Exercise prompt:
Copy every line of the data that includes the string "React".
[Provided data start]
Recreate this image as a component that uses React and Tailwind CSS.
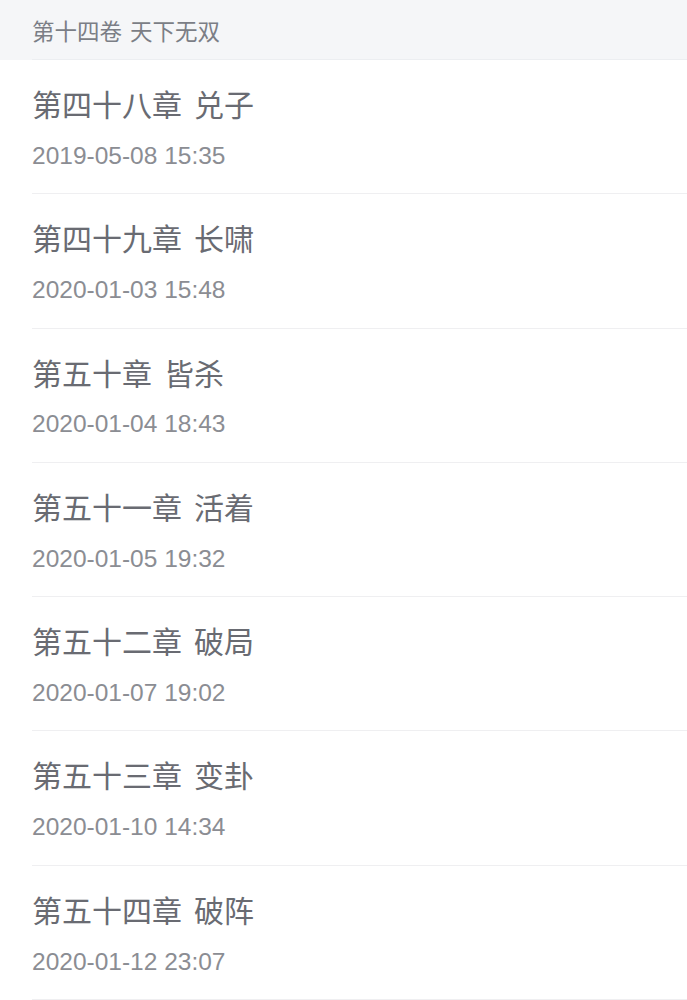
import React from "react";

const rows = [
  ["第四十八章", "兑子", "2019-05-08 15:35"],
  ["第四十九章", "长啸", "2020-01-03 15:48"],
  ["第五十章", "皆杀", "2020-01-04 18:43"],
  ["第五十一章", "活着", "2020-01-05 19:32"],
  ["第五十二章", "破局", "2020-01-07 19:02"],
  ["第五十三章", "变卦", "2020-01-10 14:34"],
  ["第五十四章", "破阵", "2020-01-12 23:07"],
];

export default function App() {
  return (
    <div className="w-[687px] h-[1000px] overflow-hidden bg-white" style={{ fontFamily: '"Noto Sans CJK SC", "Noto Sans", sans-serif' }}>
      <div className="h-[60px] bg-[#f5f6f8] flex items-center pl-[32px] gap-[8px] text-[22.5px] leading-none text-[#7b7e86]">
        <span>第十四卷</span>
        <span>天下无双</span>
      </div>
      <div className="ml-[32px] h-px bg-[#eceef1] -mt-px" />
      {rows.map(([a, b, d], i) => (
        <div key={i} className="h-[134.3px] flex flex-col ml-[32px] border-b border-[#efeff1]">
          <div className="mt-[23px] h-[40px] flex items-center gap-[12px] text-[30px] leading-none text-[#696b72]">
            <span>{a}</span>
            <span>{b}</span>
          </div>
          <div className="mt-[18px] h-[30px] flex items-center text-[24.5px] leading-none text-[#8b8d93]" style={{ fontFamily: '"Liberation Sans", Arial, sans-serif' }}>{d}</div>
        </div>
      ))}
    </div>
  );
}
[Provided data end]
Exercise solution:
Recreate this image as a component that uses React and Tailwind CSS.
import React from "react";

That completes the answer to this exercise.